Companies have more or less of a direct impact on biodiversity depending on their activities (mining, production, transport, distribution, etc.). But how can they incorporate many aspects of Biodiversity into their business strategy ? This is the aim of the NF X32-001 standard, launched in France in January 2021, with the International Organisation for Standardisation currently working on an international version. This ISO standard is expected to be published in June 2024.
What importance do companies place on biodiversity?
According to the World Benchmarking Alliance (WBA) study published to coincide with COP15 last December*, fewer than 1% of companies assessed know the extent to which their activities depend on nature and ecosystem services. The report also shows that, while 50% of the companies have already taken steps to reduce their greenhouse gas emissions, just 3% are on a path towards a nature-positive future by 2030.
A French standard to help companies with their approach…
For a company, committing to biodiversity does not simply mean assessing its impacts and dependence on ecosystems, as recommended by the new framework adopted at COP15 (see box below). It requires them to develop and implement suitable measures. The NF X32-001 standard “Biodiversity – Strategic and operational approach – Requirements and guidelines” was launched in France to “help organisations build the issues of conservation, restoration and the sustainable use of biodiversity into their strategies.” With this in mind, the standard proposes a methodology for defining challenges, analysing the impacts of a company’s activities and dependence on ecosystem services, and identifying stakeholders. It also provides the company with a framework for structuring its approach by establishing a strategy, creating and implementing an action plan, assessing outcomes and achieving improvement. It also establishes a framework for regional anchoring and internal and external communication of outcomes.
Having launched in France in January 2021, this voluntary standard is available to any kind of organisation, regardless of size or nature. It may apply to any or all of a company’s activities; any or all of its land-holdings; any or all of its site operations, as well as all or part of its value chain and sphere of influence.

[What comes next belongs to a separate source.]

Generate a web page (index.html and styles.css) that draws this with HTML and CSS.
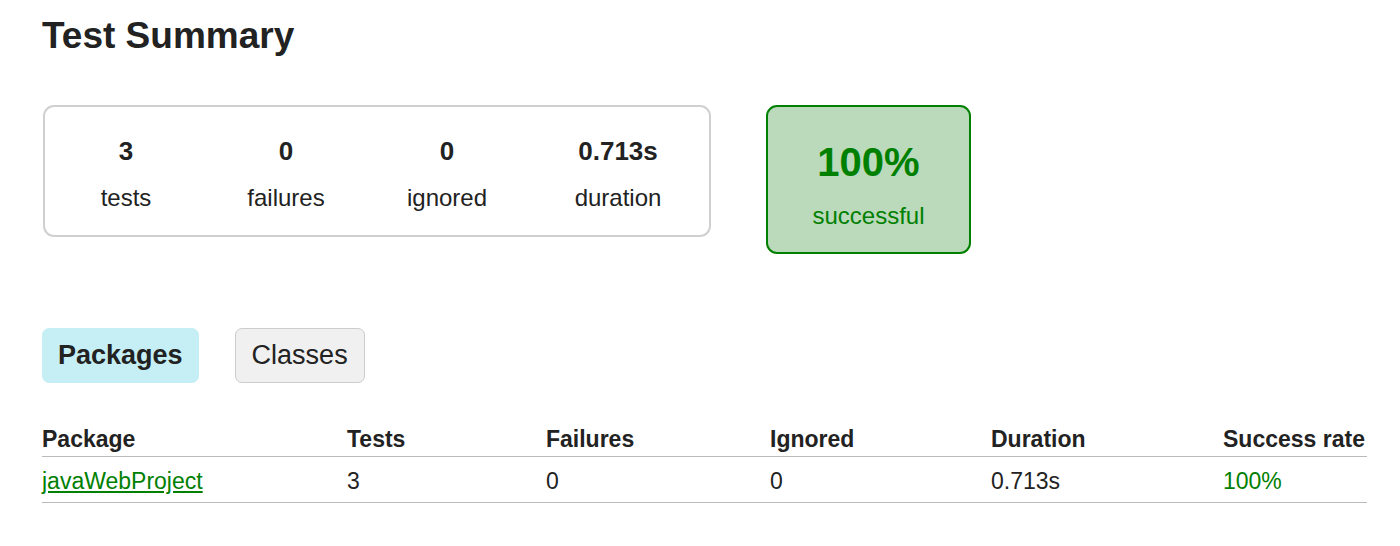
FILE: index.html
```html
<!DOCTYPE html>
<html>
<head>
<meta charset="utf-8">
<title>Test results - Test Summary</title>
<link rel="stylesheet" href="styles.css">
</head>
<body>
<div class="page">
  <h1 class="title">Test Summary</h1>
  <div class="summary">
    <div class="counters">
      <div class="counter c1"><div class="num">3</div><div class="label">tests</div></div>
      <div class="counter c2"><div class="num">0</div><div class="label">failures</div></div>
      <div class="counter c3"><div class="num">0</div><div class="label">ignored</div></div>
      <div class="counter c4"><div class="num">0.713s</div><div class="label">duration</div></div>
    </div>
    <div class="success-box">
      <div class="pct">100%</div>
      <div class="pct-label">successful</div>
    </div>
  </div>
  <div class="tabs">
    <div class="tab active">Packages</div>
    <div class="tab">Classes</div>
  </div>
  <table class="results">
    <thead>
      <tr>
        <th class="col-pkg">Package</th>
        <th class="col-tests">Tests</th>
        <th class="col-fail">Failures</th>
        <th class="col-ign">Ignored</th>
        <th class="col-dur">Duration</th>
        <th class="col-rate">Success rate</th>
      </tr>
    </thead>
    <tbody>
      <tr>
        <td><a href="#" class="pkg-link">javaWebProject</a></td>
        <td>3</td>
        <td>0</td>
        <td>0</td>
        <td>0.713s</td>
        <td class="ok">100%</td>
      </tr>
    </tbody>
  </table>
</div>
</body>
</html>
```
FILE: styles.css
```css
html, body {
  margin: 0;
  padding: 0;
  background: #ffffff;
}
body {
  font-family: "Liberation Sans", Arial, Helvetica, sans-serif;
  color: #222222;
}
.page {
  padding: 0 34px 0 42px;
}
.title {
  margin: 16px 0 0 0;
  font-size: 37px;
  line-height: 40px;
  font-weight: bold;
  color: #222222;
}
.summary {
  display: flex;
  align-items: flex-start;
  margin-top: 49px;
}
.counters {
  box-sizing: border-box;
  display: flex;
  width: 668px;
  height: 132px;
  margin-left: 1px;
  border: 2px solid #d0d0d0;
  border-radius: 11px;
  padding: 29px 0 0 21px;
}
.counter {
  text-align: center;
}
.c1 { width: 120px; }
.c2 { width: 120px; margin-left: 40px; }
.c3 { width: 120px; margin-left: 41px; }
.c4 { width: 140px; margin-left: 41px; }
.num {
  font-size: 26px;
  line-height: 30px;
  font-weight: bold;
}
.label {
  margin-top: 17px;
  font-size: 24px;
  line-height: 30px;
}
.success-box {
  box-sizing: border-box;
  width: 205px;
  height: 149px;
  margin-left: 55px;
  border: 2px solid #008000;
  border-radius: 11px;
  background: #bbd9bb;
  color: #008000;
  text-align: center;
  padding-top: 32px;
}
.pct {
  font-size: 40px;
  line-height: 46px;
  font-weight: bold;
}
.pct-label {
  margin-top: 16px;
  font-size: 24px;
  line-height: 30px;
}
.tabs {
  display: flex;
  gap: 36px;
  margin-top: 74px;
}
.tab {
  box-sizing: border-box;
  height: 55px;
  line-height: 53px;
  padding: 0 16px;
  font-size: 27px;
  border: 1px solid #cccccc;
  border-radius: 7px;
  background: #f0f0f0;
  color: #222222;
}
.tab.active {
  padding: 0 15px;
  border-color: #c5eff4;
  background: #c5eff4;
  font-weight: bold;
}
.results {
  margin-top: 41px;
  width: 1325px;
  border-collapse: collapse;
  font-size: 23px;
  line-height: 30px;
}
.results th {
  text-align: left;
  font-weight: bold;
  padding: 0 0 2px 0;
  border-bottom: 1px solid #bbbbbb;
}
.results td {
  text-align: left;
  padding: 9px 0 6px 0;
  border-bottom: 1px solid #bbbbbb;
}
.col-pkg { width: 305px; }
.col-tests { width: 199px; }
.col-fail { width: 224px; }
.col-ign { width: 221px; }
.col-dur { width: 232px; }
.pkg-link {
  color: #008000;
  text-decoration: underline;
}
.ok {
  color: #008000;
}
```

…soon to be introduced internationally
An international version of the French standard is being developed by the International Organisation for Standardisation. The upcoming ISO 17298 standard “Biodiversity — Strategic and operational approach for organisations – Requirements and guidelines”, expected to be published in June 2024, will define requirements and guidelines to help organisations understand and mainstream biodiversity protection, conservation, the sustainable use of its components and the fair and equitable sharing of the benefits arising out of the utilisation of genetic resources, within their activities. This standard will be applicable to all activities of any organisation (including projects and operations), from direct site operations to entire value chains or their sphere of influence.
The upcoming ISO 17298 standard will ensure robustness of organisations’ strategic approaches to biodiversity in terms of the method used to define it, its content, and its implementation. It will provide guidance on identifying organisation-specific dependencies and impacts on biodiversity, prioritising them, setting ambitions and goals, and defining coherent actions to mitigate impacts on biodiversity. It will also set requirements regarding governance of the strategic approach for biodiversity, engagement of stakeholders and communication.
COP15 and companies
Hosted in Montreal last December, COP15 finally resulted in the adoption of the Global Biodiversity Framework* (GBF), which aims to halt and reverse biodiversity loss by 2050.
This new framework has four overarching global goals:
- halting human-induced extinction of threatened species and reducing the rate of extinction of all species tenfold by 2050;
- sustainable use and management of biodiversity;
- fair sharing of the benefits from the utilisation of genetic resources;
- ensuring that adequate technical and financial means of implementing the GBF be accessible to all parties, particularly Least Developed Countries and Small Island Developing States.
To achieve this, there are 23 targets to achieve by 2030, including: putting at least 30% of the world’s land, coastal areas and oceans under protection; restoring 30% of ecosystems; halving the risks associated with pesticides and phasing out subsidies that harm biodiversity by at least USD500 billion per year by 2030. In view of the role they can play in achieving the overall objective, companies and financial institutions are “required to… assess and transparently disclose their risks, dependencies and impacts on biodiversity.” But they are not subject to any specific obligations.
*“Kunming-Montreal Global Biodiversity Framework”, with COP15 hosted by Montreal under China’s presidency.
*This first WBA Nature Benchmark assessed the policies and practices of 389 companies in 8 of the sectors having the greatest potential ecological impact: metals and mining, construction and engineering, construction materials and supplies, containers and packaging, pharmaceuticals and biotechnology, tyres and rubber, apparel and footwear and chemicals. Another 600 companies are to be assessed in 2023 (worldbenchmarkingalliance.org).